An enjoyable, if somewhat humdrum comedy of manners and misunderstandings, given a boost by A) Courtenay's excellent performance and B) some nice dramatic underpinnings. It comes together very nicely in the end.
It's hard to put my finger on what exactly bugged me about this movie. Was it the way all but Courtenay and Christie are presented as species to be mocked? Was it that Christie never came across as more than a fictional conceit? Or maybe it was just a plain vanilla reason like I just didn't find it funny or engaging, possibly due to the dated style of humor. (For some reason, there's this gap from about 1952-1967 where the comedy in movies differs from I what I find funny, with few exceptions.)
Perhaps unfair a film that no doubt used the device before it became tired due to excessive overuse in third rate sitcoms - but I find imagined sequences irritating. Due to this the film took a while to grow on me, and I was checking my watch regularly until the final third, where the film really begins to develop and Billy's character matures and becomes more interesting.
A mockery of old fashioned middle class values and behaviors.

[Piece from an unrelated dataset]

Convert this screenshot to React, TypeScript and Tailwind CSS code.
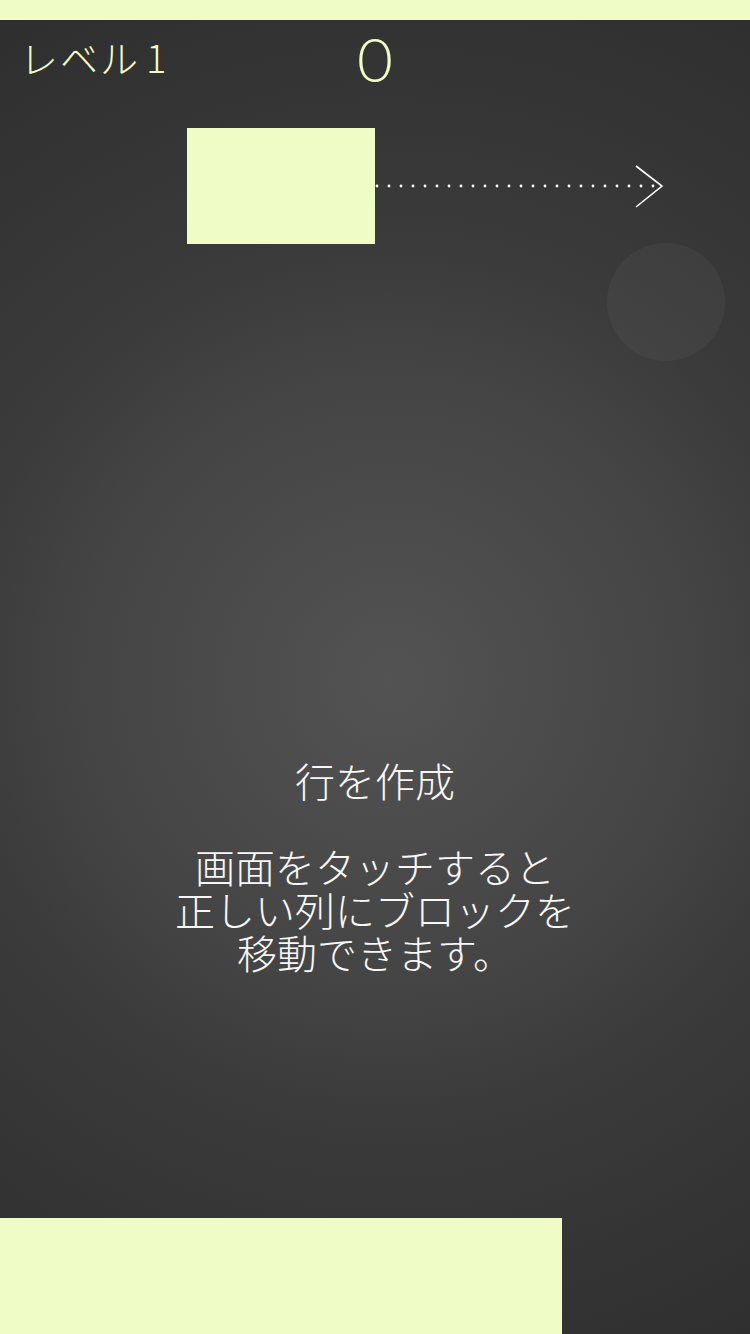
import React from "react";

export default function App() {
  const dots = Array.from({ length: 24 }, (_, k) => 2 + 12 * k);
  return (
    <div className="relative flex h-[1334px] w-[750px] flex-col overflow-hidden bg-[radial-gradient(circle_farthest-corner_at_390px_680px,#535353_0%,#444444_40%,#3b3b3b_55%,#353535_75%,#2e2e2e_100%)] font-['Noto_Sans_CJK_JP','Noto_Sans',sans-serif]">
      <div className="h-[20px] w-full shrink-0 bg-[#effcc6]" />
      <div className="grid h-[108px] shrink-0 grid-cols-3 text-[#effcc6]">
        <div className="pl-[20px] pt-[18px] text-[38px] font-light leading-none tracking-[2px]">
          レベル<span className="ml-[6px]">1</span>
        </div>
        <div className="pt-[7px] text-center font-['Lato','Noto_Sans',sans-serif] text-[62px] font-light leading-none">
          0
        </div>
        <div />
      </div>
      <div className="flex h-[116px] shrink-0 items-center">
        <div className="ml-[187px] h-[116px] w-[188px] bg-[#effcc6]" />
        <svg width="292" height="44" viewBox="0 0 292 44" className="shrink-0">
          {dots.map((x) => (
            <circle key={x} cx={x} cy={22} r={1.4} fill="#ffffff" />
          ))}
          <path d="M261 2 L287 22 L261 43" fill="none" stroke="#ffffff" strokeWidth="1.6" />
        </svg>
      </div>
      <div className="absolute left-[607px] top-[243px] h-[118px] w-[118px] rounded-full bg-white/[0.04]" />
      <div className="mt-[515px] text-center text-[40px] font-light leading-[43px] text-[#f7f7f7]">
        <p>行を作成</p>
        <p>&nbsp;</p>
        <p>画面をタッチすると</p>
        <p>正しい列にブロックを</p>
        <p>移動できます。</p>
      </div>
      <div className="mt-auto h-[116px] w-[562px] shrink-0 bg-[#effcc6]" />
    </div>
  );
}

Swerving back and forth between reality and fantasy, the satire is simultaneously charming and wicked. Even with this humorous quality, though, the film is a surprisingly poignant depiction of restless and indecisive youth. Tom Courtenay is wonderful as the title character, bursting with effervescence but not without flaws and vulnerability.
Slightly predictable moral, of course, but still very nicely done; starts out as comedy with a protagonist into escapist fantasies, ends up rather heartbreaking as we realise who the real escapists are.

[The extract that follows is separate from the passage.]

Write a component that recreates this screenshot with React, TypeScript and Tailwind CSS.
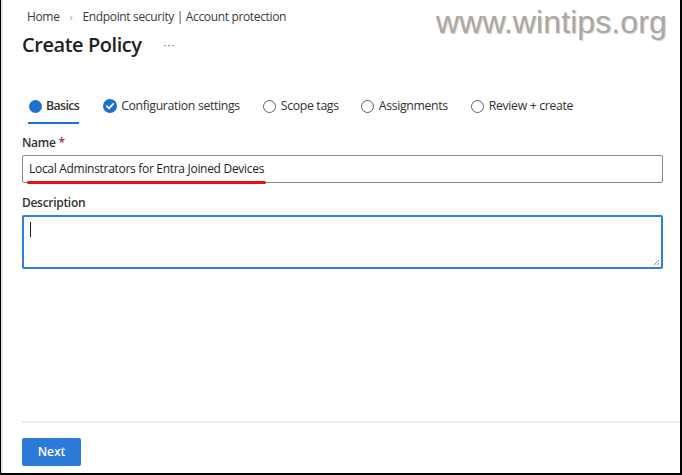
import React from 'react'

const font = { fontFamily: '"Open Sans", "Noto Sans", sans-serif' }

function Radio() {
  return <span className="inline-block w-[13px] h-[13px] rounded-full border border-[#605e5c] bg-white" />
}

function CheckCircle() {
  return (
    <svg width="14" height="14" viewBox="0 0 14 14">
      <circle cx="7" cy="7" r="7" fill="#1f6fd1" />
      <path d="M3.8 7.2 L6 9.3 L10.3 4.9" stroke="white" strokeWidth="1.7" fill="none" strokeLinecap="round" strokeLinejoin="round" />
    </svg>
  )
}

export default function App() {
  const tabs = [
    { label: 'Scope tags', gap: 'ml-[23px]' },
    { label: 'Assignments', gap: 'ml-[22px]' },
    { label: 'Review + create', gap: 'ml-[23px]' },
  ]

  return (
    <div className="w-[682px] h-[475px] bg-black pl-px pr-[2px] pb-[2px]">
      <div className="relative w-full h-full bg-white border-l-2 border-[#e4e4e4] flex flex-col text-[#323130]" style={font}>
        {/* Watermark */}
        <div
          className="absolute left-[433px] top-[-2px] text-[32px] text-[#a8a8a8] tracking-[0.1px]"
          style={{ fontFamily: '"Liberation Sans", Arial, sans-serif', textShadow: '1px 1px 1px #d8d0c4' }}
        >
          www.wintips.org
        </div>

        <div className="pl-[19px] pr-[18px]">
          {/* Breadcrumb */}
          <div className="pt-[9px] h-[25px] flex items-center text-[12px] leading-4 text-[#3b3a39] tracking-[-0.35px]">
            <span className="pl-[5px]">Home</span>
            <span className="ml-[10px] text-[#a19f9d] text-[11px]">›</span>
            <span className="ml-[10px]">Endpoint security | Account protection</span>
          </div>

          {/* Title */}
          <div className="mt-[6px] h-[28px] flex items-center">
            <h1 className="text-[20px] font-semibold leading-7 text-[#201f1e] tracking-[-0.45px]">Create Policy</h1>
            <span className="ml-[22px] text-[11px] text-[#605e5c] tracking-[1px]">···</span>
          </div>

          {/* Tabs */}
          <div className="mt-[38px] flex items-start text-[12.3px] leading-[18px] text-[#323130] tracking-[-0.35px]">
            <div className="ml-[6px] flex items-center gap-[4px] pl-px pb-[7px] border-b-2 border-[#1f6fd1]">
              <span className="inline-block w-[13px] h-[13px] rounded-full bg-[#1f6fd1]" />
              <span className="font-semibold tracking-[-0.6px]">Basics</span>
            </div>
            <div className="ml-[24px] flex items-center gap-[4px]">
              <CheckCircle />
              <span>Configuration settings</span>
            </div>
            {tabs.map((t) => (
              <div key={t.label} className={`${t.gap} flex items-center gap-[5px]`}>
                <Radio />
                <span>{t.label}</span>
              </div>
            ))}
          </div>

          {/* Name */}
          <div className="mt-[11px] h-[16px] flex items-center text-[12px] font-semibold text-[#323130] tracking-[-0.3px]">
            Name <span className="ml-[3px] text-[#a4262c]">*</span>
          </div>
          <div className="relative mt-[4px] w-[641px] h-[28px] border border-[#8a8886] rounded-[2px] flex items-center pl-[6px] text-[12px] text-[#201f1e] tracking-[-0.3px]">
            Local Adminstrators for Entra Joined Devices
            <span className="absolute left-[4px] bottom-[-2px] w-[239px] h-[3px] bg-[#e8101a] rounded-full" />
          </div>

          {/* Description */}
          <div className="mt-[12px] h-[16px] flex items-center text-[12px] font-semibold text-[#323130] tracking-[-0.3px]">Description</div>
          <div className="relative mt-[4px] w-[641px] h-[54px] border-2 border-[#2f7fe0] rounded-[2px]">
            <span className="absolute left-[6px] top-[5px] w-px h-[15px] bg-[#201f1e]" />
            <svg className="absolute right-[1px] bottom-[1px]" width="7" height="7" viewBox="0 0 7 7">
              <path d="M6 1 L1 6 M6 4 L4 6" stroke="#8a8886" strokeWidth="1" />
            </svg>
          </div>
        </div>

        <div className="flex-1" />

        {/* Footer */}
        <div className="ml-[19px] h-[2px] bg-[#ededed]" />
        <div className="pl-[19px] pt-[15px] pb-[7px]">
          <button className="w-[59px] h-[28px] bg-[#2a7ad8] rounded-[2px] text-white text-[12px] font-semibold">Next</button>
        </div>
      </div>
    </div>
  )
}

When it started it seemed like it would just be a good absurd comedy about a kid who can't stop daydreaming, and it is that, but really grew on me as it went on. We get an increasingly deeper view of Billy as things progress and the ending is really very well done.

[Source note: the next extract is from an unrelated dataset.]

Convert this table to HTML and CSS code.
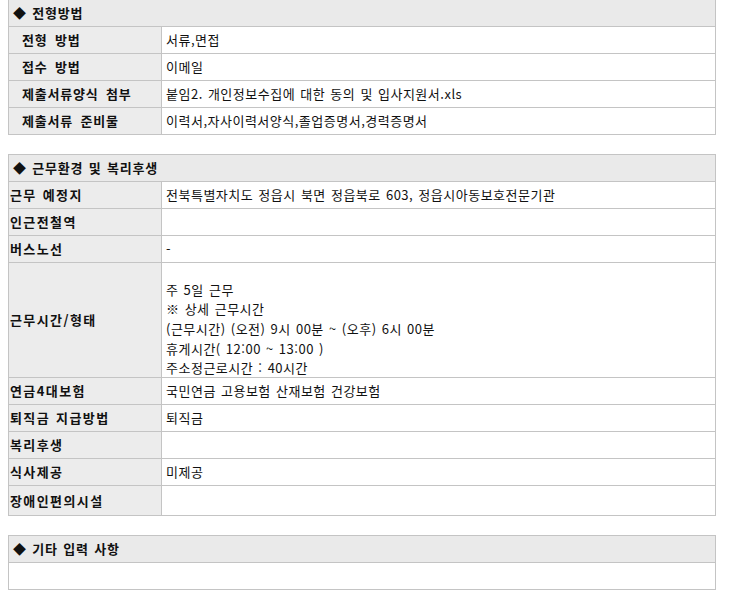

In the vein of the kitchen sink dramas of its time, but elevated from most of them thanks to the title character's flights of fantasy that make it a journey into the inner mind of a full time dreamer slob, one that is mirroring the life and dreams of most of us still waiting to be someone.
Kind of like "The Secret Life of Walter Mitty" if Mitty was a young Malcolm McDowell type. Very watchable and also funny, in that reserved British way. I liked the ending.